For a desired observation time \(t_\mathrm{obs}\):

In each theta cell, binary search the pre-computed \(t_\mathrm{obs}\) array
Log-linear interpolate \(dL/d\Omega\)
Sum over solid angle:

\[ L = 2\pi \sum_j \frac{dL}{d\Omega}_j(t_\mathrm{obs}) \cdot \left[\cos\theta_{j-1/2} - \cos\theta_{j+1/2}\right] \]

Optimizations¶

Cell skipping: Cells with negligible energy (peak \(\beta\Gamma^2 < 10^{-6} \times \max\)) are excluded
Time-grid subsampling: When the hydro output exceeds 300 time steps (PDE mode produces ~1000), the time grid is subsampled to limit pre-computation cost
Off-axis fallback: For \(\theta_v > 0\), flux_method="forward" silently falls back to EATS (forward-mapping assumes azimuthal symmetry)

Usage¶

# On-axis: uses forward-mapping
fd = blastwave.FluxDensity_tophat(t, nu, P, flux_method="forward")

# Or via the Jet class
fd = jet.FluxDensity(t, nu, P, flux_method="forward")

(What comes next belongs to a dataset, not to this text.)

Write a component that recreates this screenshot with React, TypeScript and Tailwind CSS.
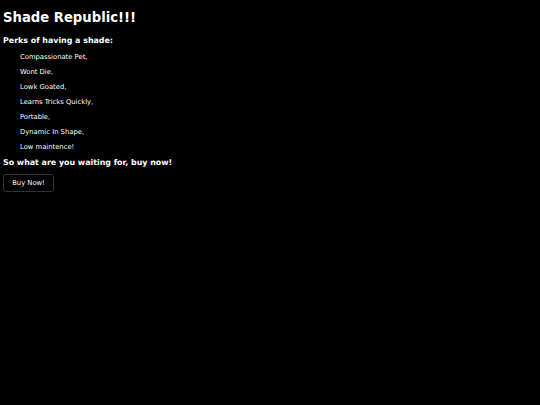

# Off-axis: silently falls back to EATS
P_offaxis = {**P, "theta_v": 0.3}
fd = blastwave.FluxDensity_tophat(t, nu, P_offaxis, flux_method="forward")

Accuracy¶

Forward-mapping agrees with EATS to within:

Spread mode	Max deviation
PDE	0.002 dex
No-spread	0.04 dex
ODE	0.10 dex

Verified across top-hat (0.002 dex), Gaussian (0.002 dex), and power-law (0.004 dex) jet profiles.

Performance¶

Forward-mapping reduces flux computation from milliseconds to ~0.1 ms, making the remaining performance gap vs VegasAfterglow (~1.5 ms) entirely hydro solve overhead.

Method	Total	Hydro	Flux
no-spread + forward	2.4 ms	2.3 ms	0.1 ms
no-spread + EATS	6.6 ms	2.3 ms	4.8 ms
ODE + forward	4.1 ms	4.2 ms	0.1 ms
ODE + EATS	8.9 ms	3.5 ms	3.8 ms

17 cells, top-hat, on-axis, X-ray, 100 time points.

References¶

Wang, Y., Zhang, B., & Huang, B. (2025). "VegasAfterglow." ApJ.